28    That is so notwithstanding the opportunities that Chiodo appears to have been afforded—and of which it may still, even tonight, avail itself—to correct anything that it thinks is worthy of correction. Those opportunities notwithstanding, it remains the case that there are reasons for suspecting that the GCEM contains arguably misleading or deceptive representations that might lead members to reject the special resolution at tonight’s EGM. Importantly, there can be no doubt that correction of those statements at the meeting would not suffice to correct whatever incorrect views might have formed in the minds of members who choose, for whatever reason, not to attend it.

29    Chiodo appears to have grounds for believing that the special resolution will not be approved if the EGM proceeds as scheduled. That is, plainly, a matter of some significance. Once the resolution is proposed for the consideration of the membership, the Golf Club’s obligations under the settlement terms that resolved the Supreme Court Proceeding will come to an end. If it fails, any realistic prospect that Chiodo might be involved thereafter in the development of the Golf Club’s land will, it seems, similarly evaporate.

30    That observation leads nicely into consideration of the balance of convenience. The inconvenience to Chiodo if interlocutory relief is declined is obvious: it will (or may) be denied the chance to realise a valuable development opportunity. The value attaching to that chance will plainly defy precise calculation (resting, as it inevitably will, upon the complexities that attend estimations of that kind).

31    By contrast, the inconvenience to the Golf Club is minimal if there is any at all. All that is proposed by way of injunctive relief is a postponement of the EGM (or of the consideration of the special resolution that is intended to be its primary subject) for a period of time sufficient for additional information to be provided to the Golf Club’s members. No mandatory relief is sought and none will be granted.

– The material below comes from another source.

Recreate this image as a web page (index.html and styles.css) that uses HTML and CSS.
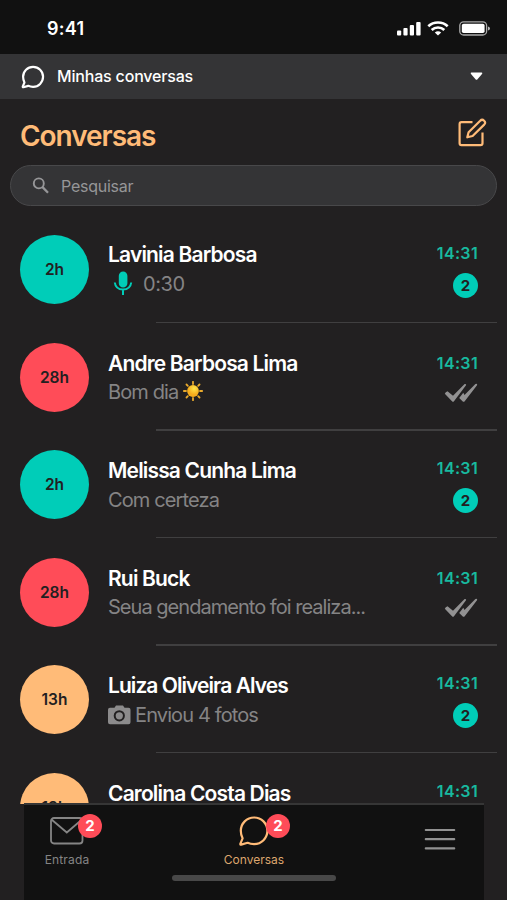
FILE: index.html
```html
<!DOCTYPE html>
<html lang="pt-BR">
<head>
<meta charset="utf-8">
<meta name="viewport" content="width=device-width">
<title>Conversas</title>
<link rel="stylesheet" href="styles.css">
</head>
<body>
<svg class="defs" width="0" height="0">
  <symbol id="checks" viewBox="0 0 34 20"><path d="M.8 10.8Q1.5 8.7 3.5 8.2L9 12.7L20.6 1Q22 .5 22.2 2L10 18.2Q9 19.3 8 18.2ZM15.2 15L19.3 9.8L20.5 12L31.4 1Q33.2.3 33.2 2L20.7 18.2Q19.7 19.3 18.5 18.2Z"/></symbol>
  <symbol id="bubble" viewBox="0 0 32 32"><path d="M3.2 29.6Q2 29.8 2.4 28.6L4.6 23.3Q2.8 20 2.8 15.8A13.3 13.3 0 1 1 16.1 29.1Q12.5 29.1 9.6 27.8Z"/></symbol>
</svg>
<div class="app">
  <header class="status">
    <span class="clock">9:41</span>
    <div class="indicators">
      <svg width="24" height="15" viewBox="0 0 24 15" fill="#fff"><rect x="0" y="9.5" width="4.2" height="5" rx="1"/><rect x="6.4" y="7" width="4.2" height="7.5" rx="1"/><rect x="12.8" y="4" width="4.2" height="10.5" rx="1"/><rect x="19.2" y="1" width="4.4" height="13.5" rx="1"/></svg>
      <svg class="wifi" width="22" height="15" viewBox="0 0 22 15" fill="none" stroke="#fff" stroke-width="2.6"><path d="M1.3 5.2C6.6.2 15.4.2 20.7 5.2M4.7 9C8.1 5.6 13.9 5.6 17.3 9"/><path d="M7.8 11.4Q11 8.9 14.2 11.4L11 14.6Z" fill="#fff" stroke="none"/></svg>
      <svg class="battery" width="32" height="15" viewBox="0 0 32 15"><rect x=".8" y=".8" width="26.8" height="13.2" rx="3.8" fill="none" stroke="#aaa" stroke-width="1.3"/><rect x="2.8" y="2.8" width="22.8" height="9.2" rx="1.8" fill="#fff"/><path d="M29 5.4Q31 6 31 7.4T29 9.4Z" fill="#bbb"/></svg>
    </div>
  </header>
  <div class="selector">
    <svg width="24" height="24" viewBox="0 0 32 32" fill="none" stroke="#fff" stroke-width="2.9" stroke-linejoin="round"><use href="#bubble"/></svg>
    <span class="selector-label">Minhas conversas</span>
    <svg width="13" height="9" viewBox="0 0 13 9" fill="#fff"><path d="M1.4.5H11.6Q13 .5 12 2L7.5 7.2Q6.5 8.2 5.5 7.2L1 2Q0 .5 1.4.5Z"/></svg>
  </div>
  <div class="heading">
    <h1>Conversas</h1>
    <svg width="30" height="30" viewBox="0 0 30 30" fill="none" stroke="#ffbb78" stroke-width="2.2" stroke-linejoin="round"><path d="M15.5 4.2H4.5Q2.6 4.2 2.6 6.2V25.3Q2.6 27.2 4.5 27.2H23.5Q25.5 27.2 25.5 25.3V14.5"/><path d="M10.3 19.3L11.6 14.3L23.2 2.8A2.7 2.7 0 0 1 27.2 6.6L15.6 18Z"/></svg>
  </div>
  <div class="search">
    <svg width="18" height="18" viewBox="0 0 18 18" fill="none" stroke="#969698" stroke-width="1.9"><circle cx="6.8" cy="6.4" r="5"/><path d="M10.3 9.9L16 15.8" stroke-width="2.3"/></svg>
    <span>Pesquisar</span>
  </div>
  <main class="list">
    <article class="row">
      <div class="avatar teal">2h</div>
      <div class="content"><h2>Lavinia Barbosa</h2><p class="audio"><svg width="20" height="26" viewBox="0 0 20 26" fill="none" stroke="#00cdb8" stroke-width="2"><rect x="6.8" y="1.5" width="6.6" height="14" rx="3.3" fill="#00cdb8"/><path d="M1.8 11.5Q2.6 18.5 10 18.5T18.2 11.5M10 18.5V24" /></svg><span>0:30</span></p></div>
      <div class="meta"><time>14:31</time><span class="count">2</span></div>
    </article>
    <article class="row lower">
      <div class="avatar red">28h</div>
      <div class="content"><h2>Andre Barbosa Lima</h2><p><span>Bom dia</span><svg class="sun" width="20" height="20" viewBox="0 0 20 20"><defs><radialGradient id="sun" cx=".6" cy=".3"><stop offset="0" stop-color="#ffe64a"/><stop offset="1" stop-color="#f6ad1d"/></radialGradient></defs><path d="M10 .8V3M10 17V19.2M.8 10H3M17 10H19.2M3.5 3.5L4.8 4.8M15.2 15.2L16.5 16.5M3.5 16.5L4.8 15.2M15.2 4.8L16.5 3.5" stroke="#e9aa2d" stroke-width="1.8" stroke-linecap="round"/><circle cx="10" cy="10" r="5.9" fill="url(#sun)"/></svg></p></div>
      <div class="meta late"><time>14:31</time><svg class="checks" width="34" height="20"><use href="#checks"/></svg></div>
    </article>
    <article class="row lower">
      <div class="avatar teal">2h</div>
      <div class="content"><h2>Melissa Cunha Lima</h2><p><span>Com certeza</span></p></div>
      <div class="meta"><time>14:31</time><span class="count">2</span></div>
    </article>
    <article class="row lower">
      <div class="avatar red">28h</div>
      <div class="content"><h2>Rui Buck</h2><p><span class="long">Seua gendamento foi realiza...</span></p></div>
      <div class="meta late"><time>14:31</time><svg class="checks" width="34" height="20"><use href="#checks"/></svg></div>
    </article>
    <article class="row lower">
      <div class="avatar orange">13h</div>
      <div class="content"><h2 class="tight">Luiza Oliveira Alves</h2><p><svg class="camera" width="23" height="20" viewBox="0 0 23 20"><path fill="#8c8b8c" fill-rule="evenodd" d="M2 2.7H6.5L8 .5H15L16.5 2.7H20.5Q22.5 2.7 22.5 4.7V17.3Q22.5 19.3 20.5 19.3H2Q0 19.3 0 17.3V4.7Q0 2.7 2 2.7ZM11.3 5.2A5.6 5.6 0 1 0 11.3 16.4A5.6 5.6 0 1 0 11.3 5.2Z"/><circle cx="11.3" cy="10.8" r="3.6" fill="#8c8b8c"/></svg><span>Enviou 4 fotos</span></p></div>
      <div class="meta"><time>14:31</time><span class="count">2</span></div>
    </article>
    <article class="row lower">
      <div class="avatar orange">13h</div>
      <div class="content"><h2>Carolina Costa Dias</h2></div>
      <div class="meta"><time>14:31</time></div>
    </article>
  </main>
  <nav class="tabs">
    <div class="tab"><div class="icon"><svg class="mail" width="34" height="28" viewBox="0 0 34 28" fill="none" stroke="#858585" stroke-width="1.8"><rect x="1" y="1" width="31.5" height="25.5" rx="3"/><path d="M1.5 2.5L16.8 15.5L32 2.5"/></svg><b>2</b></div><span>Entrada</span></div>
    <div class="tab active"><div class="icon"><svg width="32" height="32" viewBox="0 0 32 32" fill="none" stroke="#ffbb78" stroke-width="2.2" stroke-linejoin="round"><use href="#bubble"/></svg><b>2</b></div><span>Conversas</span></div>
    <div class="tab"><svg class="menu" width="32" height="23" viewBox="0 0 32 23" stroke="#929292" stroke-width="2.2" stroke-linecap="round"><path d="M1.8 2H30.2M1.8 11.2H30.2M1.8 20.4H30.2"/></svg></div>
    <div class="home"></div>
  </nav>
</div>
</body>
</html>
```
FILE: styles.css
```css
* { box-sizing: border-box; }
body { margin: 0; background: #222021; font-family: Inter, "Liberation Sans", sans-serif; color: #fff; }
.defs { display: block; }
.app { width: 507px; height: 900px; overflow: hidden; display: flex; flex-direction: column; }
.status { height: 54px; flex: none; background: #111; display: flex; justify-content: space-between; padding: 0 16px 0 47px; }
.clock { font-size: 18px; line-height: 24px; font-weight: 600; margin-top: 17px; letter-spacing: .25px; }
.indicators { display: flex; padding-top: 21px; }
.wifi { margin-left: 6px; }
.battery { margin-left: 10px; }
.selector { height: 45px; flex: none; background: #343436; display: flex; align-items: center; padding: 0 24px 0 21px; }
.selector-label { flex: 1; margin: -1px 0 0 12px; font-size: 16px; font-weight: 500; letter-spacing: -.18px; }
.heading { height: 66px; flex: none; display: flex; justify-content: space-between; padding: 19px 20px 0; }
h1, h2, p { margin: 0; }
h1 { font-size: 28px; line-height: 36px; font-weight: 600; color: #ffbb78; letter-spacing: -1.05px; }
.search { height: 41px; flex: none; margin: 0 10px 1px; border: 1px solid #48484a; border-radius: 21px; background: #343436; display: flex; align-items: center; gap: 11px; padding-left: 21px; color: #969698; font-size: 16px; letter-spacing: -.25px; }
.list { flex: none; height: 597px; padding-top: 9px; overflow: hidden; }
.row { height: 107.6px; display: grid; grid-template-columns: 88px 1fr 60px; margin: 0 29px 0 20px; position: relative; }
.row::after { content: ""; position: absolute; left: 136px; right: -19px; bottom: .5px; height: 1.5px; background: #403f40; }
.avatar { width: 69px; height: 69px; border-radius: 50%; margin-top: 19px; display: grid; place-items: center; font-size: 15.5px; font-weight: 600; color: #222021; }
.teal { background: #00cdb8; }
.red { background: #ff4c58; }
.orange { background: #ffbb78; }
.content { padding-top: 25px; white-space: nowrap; }
.lower .content { padding-top: 26px; }
h2 { font-size: 21px; line-height: 28px; font-weight: 600; letter-spacing: -.83px; }
.tight { letter-spacing: -.95px; }
p { display: flex; align-items: center; height: 30px; font-size: 20px; color: #858485; letter-spacing: -.88px; }
.long { letter-spacing: -.97px; }
.lower p { height: 29px; }
.audio { letter-spacing: -.4px; }
.audio svg { margin: 0 10px 0 5px; }
.sun { margin: -2px 0 0 5px; }
.camera { margin-right: 4px; }
.meta { display: flex; flex-direction: column; align-items: flex-end; padding-top: 27px; }
.late { padding-top: 29px; }
time { font-size: 16px; line-height: 20px; font-weight: 600; color: #18b99f; letter-spacing: .35px; }
.count { width: 25px; height: 25px; border-radius: 50%; margin-top: 10px; background: #00cdb8; color: #222021; font-size: 15px; font-weight: 700; line-height: 25px; text-align: center; }
.checks { fill: #929192; margin-top: 10px; }
.tabs { height: 97px; flex: none; margin: -1px 23px 0 24px; background: #111; border-top: 2px solid #363636; position: relative; display: grid; grid-template-columns: 86px 1fr 86px; padding-top: 9px; }
.tab { display: flex; flex-direction: column; align-items: center; color: #858585; font-size: 12px; line-height: 16px; letter-spacing: .15px; }
.active { color: #dda66e; letter-spacing: 0; }
.icon { position: relative; height: 38px; padding-top: 1px; }
.mail { margin-top: 2px; }
.icon b { position: absolute; left: 28px; top: 0; width: 24px; height: 24px; border-radius: 50%; background: #ff4c58; color: #fff; font-size: 15px; line-height: 24px; text-align: center; }
.menu { margin: 14px 2px 0 0; }
.home { position: absolute; left: 148px; bottom: 19px; width: 164px; height: 6px; border-radius: 3px; background: #484848; }
```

32    I accept, then, that Chiodo has established that it has a prima facie case for the relief that is claimed. It appears to be at least arguable, although in some cases not strongly so. It is unnecessary to venture any precise quantification, as I am satisfied also that the balance of convenience favours interlocutory relief. That being so, it is appropriate to grant the relief that is sought and I shall do so.

33    I should wish it to be known that I do not do so lightly. The Golf Club is entitled lawfully to oppose the approval of the Special Resolution and to take steps to that end. Although there is no suggestion of it at this juncture, the court should be careful to ensure that its processes are not used as a device to buy time in the face of what might well, in the fullness of time, prove to be a successful campaign by the club to oppose what is proposed.

I certify that the preceding thirty-three (33) numbered paragraphs are a true copy of the Reasons for Judgment of the Honourable Justice Snaden.